Tadpoles eat mainly algae and higher plants. The young toads and the adult toads consume insects, such as flies and beetles, shrimp and larvae; but also annelid worms and terrestrial arthropods. Fire-bellied toads are sometimes active during the day, but are more so during the night. The mating call of the male sounds like a dog's bark, rather than the typical drawn out croaking groan.

==Distribution and habitat==
The species can be found both in Europe and in areas in Asia with a moderate climate.

All kinds of toads prefer habitats of stagnant water, which they are reluctant to leave. The fire-bellied toad lives primarily in a continental climate in standing water or calmer backwaters of rivers or ponds. The species can also be found in flood pools and in floodplains. The yellow-bellied species typically live at higher altitude, where they are primarily found in small bodies of water like ponds or water-filled ruts, often near small mountain streams. The Asian species also live in small bodies of water and can live at altitudes of over 3000 meters.

==Captivity==
Several species in the genus Bombina, particularly B. orientalis, B bombina, and B. variegata, are commonly kept as exotic pets and are readily available in pet stores. In captivity, they are easily maintained in vivaria, and when provided with proper food and environmental conditions, often prove to be robust, flamboyant, and long-lived amphibians. Captive fire-bellied toads can live from 3–10 years and some captive specimens have reached over 20 years.
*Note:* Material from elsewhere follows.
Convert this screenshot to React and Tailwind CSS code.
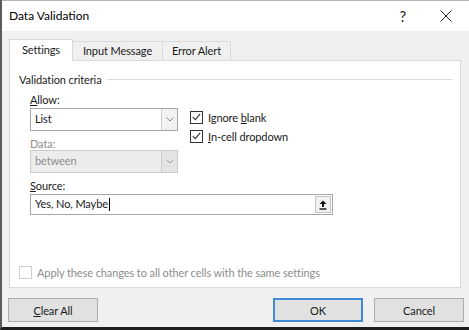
import React from "react";

const Check = () => (
    <svg width="9" height="8" viewBox="0 0 9 8" className="block">
        <path d="M0.8 4.2 L3.3 6.6 L8.2 0.8" fill="none" stroke="#333" strokeWidth="1.1" />
    </svg>
);

const Chevron = ({ color = "#8a8a8a" }) => (
    <svg width="8" height="5" viewBox="0 0 8 5" className="block">
        <path d="M0.5 0.5 L4 4 L7.5 0.5" fill="none" stroke={color} strokeWidth="1" />
    </svg>
);

const CheckRow = ({ children }) => (
    <div className="flex items-center h-[14px]">
        <div className="w-[13px] h-[13px] border border-[#333] bg-white flex items-center justify-center">
            <Check />
        </div>
        <span className="ml-[5px] leading-none">{children}</span>
    </div>
);

const Btn = ({ children, primary }) => (
    <button
        className={`w-[90px] h-[24px] flex items-center justify-center leading-none ${primary ? "border-2 border-[#3d8ad6] bg-[#e1e1e1]" : "border border-[#adadad] bg-[#e1e1e1]"}`}
    >
        {children}
    </button>
);

export default function App() {
    return (
        <div className="w-[469px] h-[330px] bg-[#f0f0f0] border-l-2 border-[#5c5c5c] border-b-[3px] border-b-[#1e1e1e] flex flex-col text-[11px] tracking-[-0.1px] text-[#1a1a1a] font-['Lato','Noto_Sans',sans-serif] overflow-hidden">
            {/* Title bar */}
            <div className="h-[31px] flex-none bg-white border-t border-[#b5b5b5] flex items-center pl-[7px]">
                <span className="text-[12px] tracking-normal text-black">Data Validation</span>
                <span className="ml-auto mr-[34px] text-[15px] leading-none text-[#222]">?</span>
                <svg width="12" height="12" viewBox="0 0 12 12" className="mr-[17px]">
                    <path d="M0.5 0.5 L11.5 11.5 M11.5 0.5 L0.5 11.5" stroke="#222" strokeWidth="1" />
                </svg>
            </div>

            {/* Tabs */}
            <div className="h-[29px] flex-none flex items-end pl-[7px]">
                <div className="h-[22px] w-[64px] bg-white border border-b-0 border-[#d9d9d9] flex items-center justify-center relative z-10 -mb-px pb-[1px]">
                    Settings
                </div>
                <div className="h-[19px] w-[90px] bg-[#f0f0f0] border border-l-0 border-b-0 border-[#d9d9d9] flex items-center justify-center">
                    Input Message
                </div>
                <div className="h-[19px] w-[68px] bg-[#f0f0f0] border border-l-0 border-b-0 border-[#d9d9d9] flex items-center justify-center">
                    Error Alert
                </div>
            </div>

            {/* Panel */}
            <div className="ml-[7px] w-[452px] h-[228px] flex-none bg-white border border-[#d9d9d9] flex flex-col pt-[10px]">
                <div className="h-[16px] flex items-center pl-[9px] pr-[7px]">
                    <span className="leading-none">Validation criteria</span>
                    <div className="flex-1 ml-[5px] h-px bg-[#dcdcdc] mt-[1px]" />
                </div>

                <div className="flex pl-[20px]">
                    <div className="w-[148px] flex flex-col">
                        <div className="h-[14px] mt-[5px] leading-none flex items-center">
                            <span><u>A</u>llow:</span>
                        </div>
                        <div className="mt-[2px] h-[23px] border border-[#a6a6a6] bg-white flex">
                            <span className="flex-1 pl-[4px] flex items-center">List</span>
                            <div className="w-[16px] bg-[#f2f2f2] border-l border-[#cfcfcf] flex items-center justify-center">
                                <Chevron />
                            </div>
                        </div>
                        <div className="h-[14px] mt-[5px] leading-none flex items-center text-[#8d8d8d]">Data:</div>
                        <div className="mt-[0px] h-[23px] border border-[#cccccc] bg-[#ececec] flex">
                            <span className="flex-1 pl-[4px] flex items-center text-[#8d8d8d]">between</span>
                            <div className="w-[16px] bg-[#e4e4e4] border-l border-[#cccccc] flex items-center justify-center">
                                <Chevron color="#a0a0a0" />
                            </div>
                        </div>
                    </div>
                    <div className="ml-[12px] pt-[23px] flex flex-col gap-[5px]">
                        <CheckRow>Ignore <u>b</u>lank</CheckRow>
                        <CheckRow><u>I</u>n-cell dropdown</CheckRow>
                    </div>
                </div>

                <div className="pl-[20px] flex flex-col">
                    <div className="h-[14px] mt-[5px] leading-none flex items-center">
                        <span><u>S</u>ource:</span>
                    </div>
                    <div className="mt-[2px] w-[303px] h-[21px] border border-[#a6a6a6] bg-white flex items-center">
                        <span className="pl-[4px]">Yes, No, Maybe</span>
                        <span className="w-px h-[13px] bg-black ml-[1px]" />
                        <div className="ml-auto mr-[1px] w-[16px] h-[17px] border border-[#c4c4c4] bg-[#f2f2f2] flex items-center justify-center">
                            <svg width="8" height="10" viewBox="0 0 8 10" className="block">
                                <path d="M4 0.5 L7.5 4 L5 4 L5 7 L3 7 L3 4 L0.5 4 Z" fill="#111" />
                                <rect x="0.5" y="8.3" width="7" height="1.4" fill="#111" />
                            </svg>
                        </div>
                    </div>
                </div>

                <div className="mt-[50px] pl-[9px] flex items-center h-[14px]">
                    <div className="w-[13px] h-[13px] border border-[#cfcfcf] bg-white" />
                    <span className="ml-[5px] text-[#8d8d8d] leading-none">Apply these changes to all other cells with the same settings</span>
                </div>
            </div>

            {/* Buttons */}
            <div className="flex items-center pl-[6px] pr-[5px] mt-[10px]">
                <Btn><span><u>C</u>lear All</span></Btn>
                <div className="flex-1" />
                <Btn primary>OK</Btn>
                <div className="w-[11px]" />
                <Btn>Cancel</Btn>
            </div>
        </div>
    );
}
In captivity, they eat a wide variety of food, including crickets, moths, minnows, blood worms and pinkie mice, though some frogs cannot handle certain foods, due to their size. They can sometimes act very aggressively against each other, particularly males. They have a ferocious appetite. Due to this, its best to monitor their food intake to ensure they're not over eating.

Fire-bellied toads breed extremely easily in captivity. Pet owners can expect to hear their mating calls largely starting in May and continuing to mid-August. Breeding will happen unprovoked by the owner. Younger females will have smaller clutches of around 60 to 80 eggs where older females can lay around 200. Fire-bellied toads bred in captivity will often have darker and less vibrant coloration having a more orange underside. Wild caught specimens tend to be brighter and have deeper red stomachs.

Fire-bellied toads are easy to raise and handle in solitude. This makes them advantageous to study in various sciences.

==Toxicity==
Fire-bellied toads secrete bombesin and 5-hydroxytryptamine, which cause irritation to the skin and eyes. Most reported exposures are of young children, did not result in major clinical effects, and were treated by rinsing.